Now Ao is planning to build another bike. It will be green, with an Incredible Hulk paint job. "We're gonna make the stereo louder," Ao says.


Home from their ride around the neighborhood, Ao and his friends park their bikes in carefully staggered formation, so that people driving by can get a good look. Then the boys stand in the front yard and look at each other. Lil' Flip's "Put Yo Fist Up" blasts from Ao's bike. Playas put your fist up, let your piece shine! If you got diamonds in your grille let your teeth shine!
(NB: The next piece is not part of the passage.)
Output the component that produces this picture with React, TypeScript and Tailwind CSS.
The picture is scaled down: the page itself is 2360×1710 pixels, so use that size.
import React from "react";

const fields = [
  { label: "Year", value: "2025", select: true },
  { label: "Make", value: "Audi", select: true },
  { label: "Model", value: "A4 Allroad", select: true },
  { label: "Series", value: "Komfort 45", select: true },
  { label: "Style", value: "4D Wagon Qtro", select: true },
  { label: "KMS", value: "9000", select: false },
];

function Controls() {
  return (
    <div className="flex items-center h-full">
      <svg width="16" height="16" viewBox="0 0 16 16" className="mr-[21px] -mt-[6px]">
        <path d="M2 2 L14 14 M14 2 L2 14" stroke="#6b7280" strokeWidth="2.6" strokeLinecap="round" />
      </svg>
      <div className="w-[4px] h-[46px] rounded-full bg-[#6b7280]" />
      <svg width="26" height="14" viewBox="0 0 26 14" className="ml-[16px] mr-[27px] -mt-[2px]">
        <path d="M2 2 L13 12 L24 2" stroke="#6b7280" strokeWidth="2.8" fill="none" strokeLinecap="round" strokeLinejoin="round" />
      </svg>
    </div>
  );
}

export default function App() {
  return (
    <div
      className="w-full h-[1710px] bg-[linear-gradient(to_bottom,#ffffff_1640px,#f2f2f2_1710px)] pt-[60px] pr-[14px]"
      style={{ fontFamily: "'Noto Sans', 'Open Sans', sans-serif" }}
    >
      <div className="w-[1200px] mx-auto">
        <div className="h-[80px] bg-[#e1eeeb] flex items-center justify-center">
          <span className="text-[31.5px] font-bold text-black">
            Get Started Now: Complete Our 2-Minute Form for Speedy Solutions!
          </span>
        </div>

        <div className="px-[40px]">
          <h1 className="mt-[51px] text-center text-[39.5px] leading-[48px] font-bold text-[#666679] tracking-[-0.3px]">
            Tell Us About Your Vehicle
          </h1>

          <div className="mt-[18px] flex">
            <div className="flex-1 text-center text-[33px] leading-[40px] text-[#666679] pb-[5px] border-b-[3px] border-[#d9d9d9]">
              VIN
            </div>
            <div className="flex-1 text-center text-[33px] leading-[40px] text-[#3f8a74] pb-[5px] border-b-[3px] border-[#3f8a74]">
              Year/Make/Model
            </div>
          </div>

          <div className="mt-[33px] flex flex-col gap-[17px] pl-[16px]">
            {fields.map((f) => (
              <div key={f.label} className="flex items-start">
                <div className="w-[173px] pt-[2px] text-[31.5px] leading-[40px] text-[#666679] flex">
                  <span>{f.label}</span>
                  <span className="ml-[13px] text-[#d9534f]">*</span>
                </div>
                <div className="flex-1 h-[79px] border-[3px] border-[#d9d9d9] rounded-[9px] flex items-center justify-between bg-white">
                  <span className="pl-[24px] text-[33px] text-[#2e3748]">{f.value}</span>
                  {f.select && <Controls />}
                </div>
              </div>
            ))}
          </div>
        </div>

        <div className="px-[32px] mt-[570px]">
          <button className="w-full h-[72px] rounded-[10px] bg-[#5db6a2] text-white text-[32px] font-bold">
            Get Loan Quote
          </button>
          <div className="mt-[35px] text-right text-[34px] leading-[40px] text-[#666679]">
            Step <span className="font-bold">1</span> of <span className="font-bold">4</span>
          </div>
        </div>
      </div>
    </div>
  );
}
From down the block comes the pleading death rumble of a little engine being pushed too hard. The car roars up and shrieks to a halt in front of Ao's house. Behind the wheel is Ao's friend Mourad Abdelshahid, 16. Minutes ago, he walked onto a used car lot on Lorain Avenue, displayed his week-old driver's license, and pretended to have enough money to buy a car. For a test drive, he picked the newest, reddest car on the lot, which happened to be a 1980-something Dodge with rust holes.

Abdelshahid smirks, but says nothing. Ao smirks, but says nothing. Abdelshahid jams the car into first with a sick grinding sound, accelerates, then throws it into reverse, sending a cloud of blue smoke into the air. He disappears back down the street, looking directly at Ao the whole way.

"That car is busted up, yo!" yells Busler.

"That kid is so stupid," Ao says. He presses a button on the CD player to skip to a different song. He threw two years' worth of his allowance into his bike. Now he wants another, cooler bike, which will cost even more. Does he ever think about spending that money on a car, which he might be able to drive more than a few blocks from his house, maybe even pick up some girls?

Ao looks down the street, in the direction of Abdelshahid's grinding and sputtering test car. "Nah," he says. "I'm gonna stick to bikes for a long time.